All children on the autism spectrum have two things in common: they have difficulty with communication and less social skills than would be expected for their age. Many, but not all, children with ASD struggle with sensory processing. The level of struggle is so unique that these kids look very different from one another most of the time. But when they get frustrated, they all can break down into aggression, avoidance and tantrums that last and last. I recently attended a professional training where the presenter remarked that those meltdowns were not only a sign of autism but inevitable, and “you just let the child have his tantrum”. I think that abandons the child when he needs the most support, but is the least available for traditional talk-based or token strategies. I have also spoken with behavioral-managment clinicians who go straight through to a time-out warning when a child begins to resist or complain.
So why does The Happiest Toddler (THT) strategy work well for children on the ASD spectrum?
At first glance, it seems that it would be less successful than standard behavioral approaches, as it relies on reflecting back feelings and supporting social and self-control skills. Initiating and sustaining direct verbal give-and-take is often the greatest limitation of these children. Kids on the spectrum really benefit from the emphasis on non-verbal messages, the repetition, and the indirect teaching that occurs using Dr. Karp’s techniques. The adult matches the child’s language level at the time of the tantrum, and social interaction matches a child’s skill level as well. If a child with ASD is able to function above an 18-month level, at any chronological age, then this approach can be very effective in helping him achieve a calmer state and learn self-control skills.

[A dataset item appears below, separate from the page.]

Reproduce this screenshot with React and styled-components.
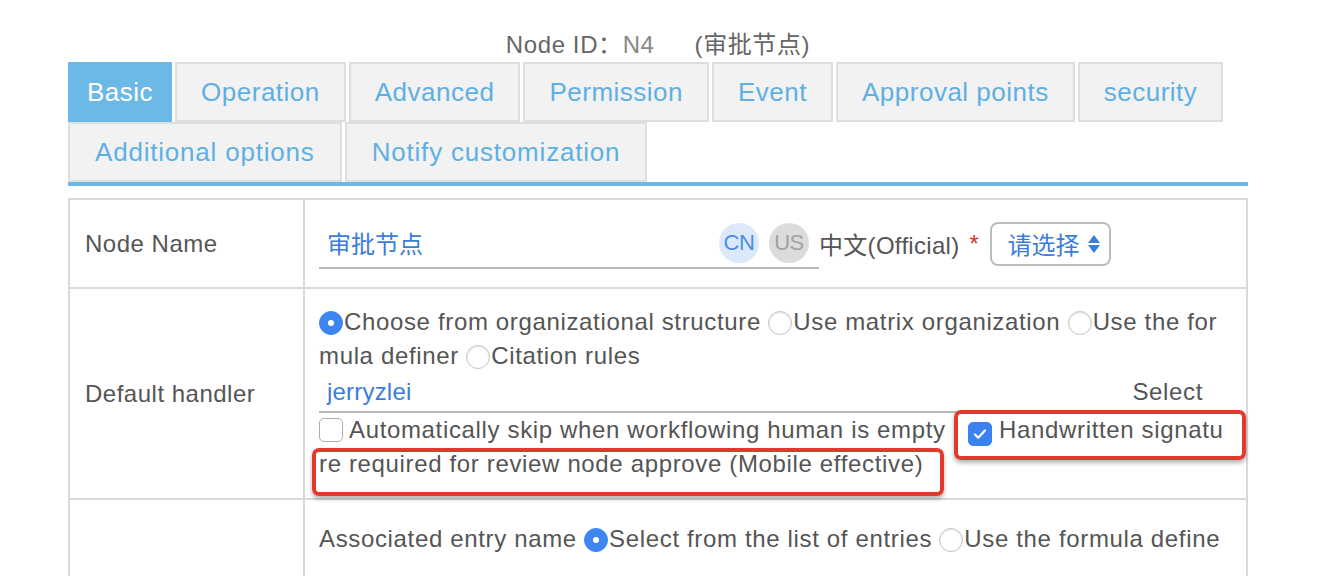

I modify the program to assume that a child will need more opportunities to practice and fewer distractions to use techniques such as Gossiping and Patience-stretching. My target level of repetition, voice volume and language complexity may have to be very fine-tuned for each child. I may need to select words that he commonly uses, or words that have previously shown a positive response. I will strive for consistency in my delivery once I have created a plan, and accept that generalization of using THT (expanding this to other situations, or even to the parents and nannies) is going to take longer.
This strategy works more effectively with a “floor-time” model than with an ABA model, but it can be used with any program. The definitive measure of whether this approach will work is the willingness of adults to adapt their response to a child’s unique emotional and communication needs.